14. The 3D printing device of claim 12, wherein the sub connector includes a resistance element.

15. The 3D printing device of claim 1, wherein the multi-electrode module is provided in a plural number; and

wherein the power supply includes:

a power source;

a substrate connector connecting the power source to the substrate;

a main connector connecting the power source to the plurality of electrodes;

a first sub connector connecting the main connector to each of the plurality of electrodes; and

a second sub connector connecting the first sub connector to each of the plurality of electrodes.

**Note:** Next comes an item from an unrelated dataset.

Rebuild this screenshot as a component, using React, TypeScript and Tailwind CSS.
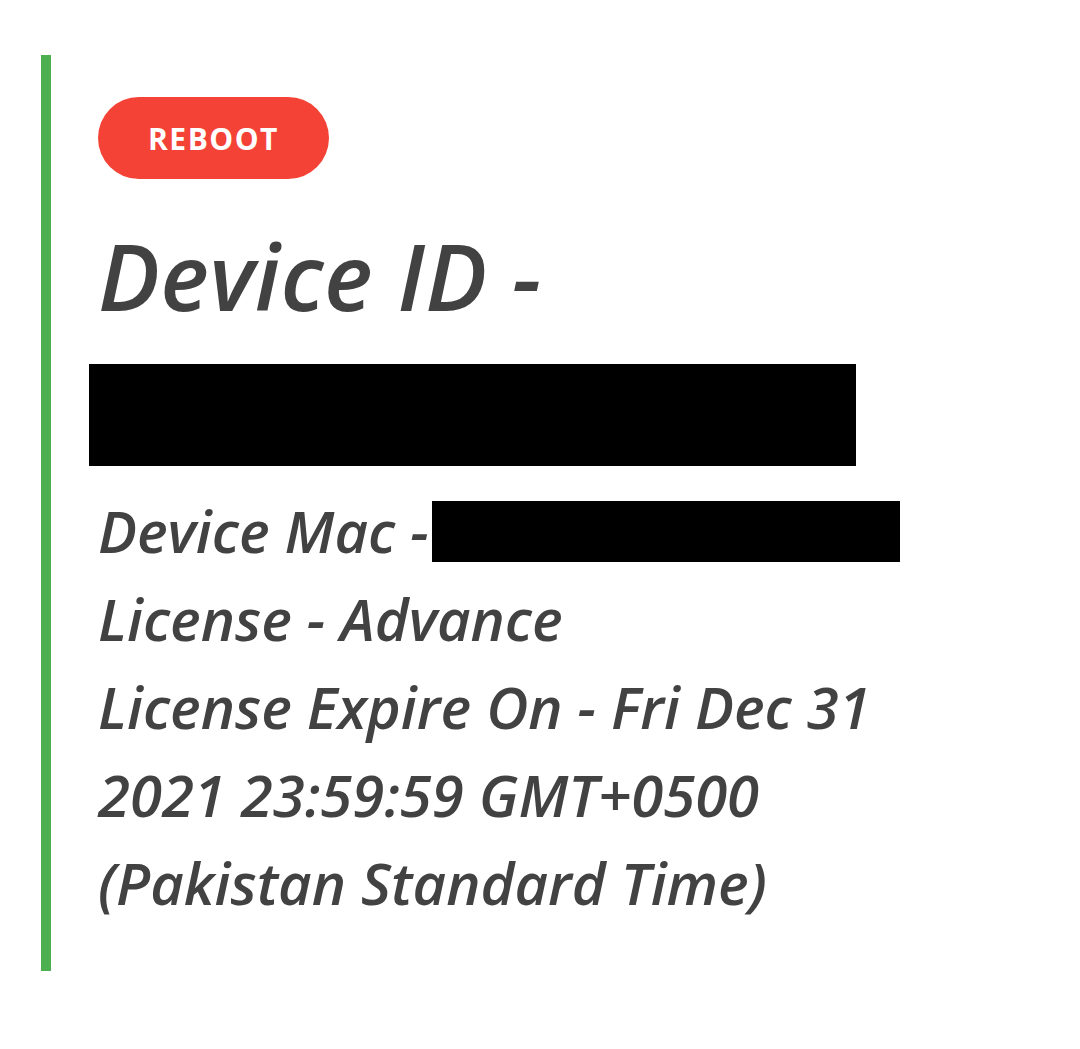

16. The 3D printing device of claim 15, wherein the first sub connector is provided such that the plurality of multi-electrode modules are arranged in parallel to each other, and the second sub connector is provided such that the plurality of electrodes are arranged in parallel to each other.

17. The 3D printing device of claim 16, wherein the first sub connector includes a third switching part configured to selectively connect the main connector and the multi-electrode module.

18. The 3D printing device of claim 17, wherein the second sub connector includes a first switching part configured to selectively connect the first sub connector and the electrode.

19. The 3D printing device of claim 17, wherein the second sub connector includes a resistance element.

20. The 3D printing device of claim 17, wherein:

a second sub connector connecting the at least one of the plurality of electrodes to the first sub connector includes a second switching part connecting any one of the plurality of electrodes having bottom surfaces with different sizes to the first sub connector.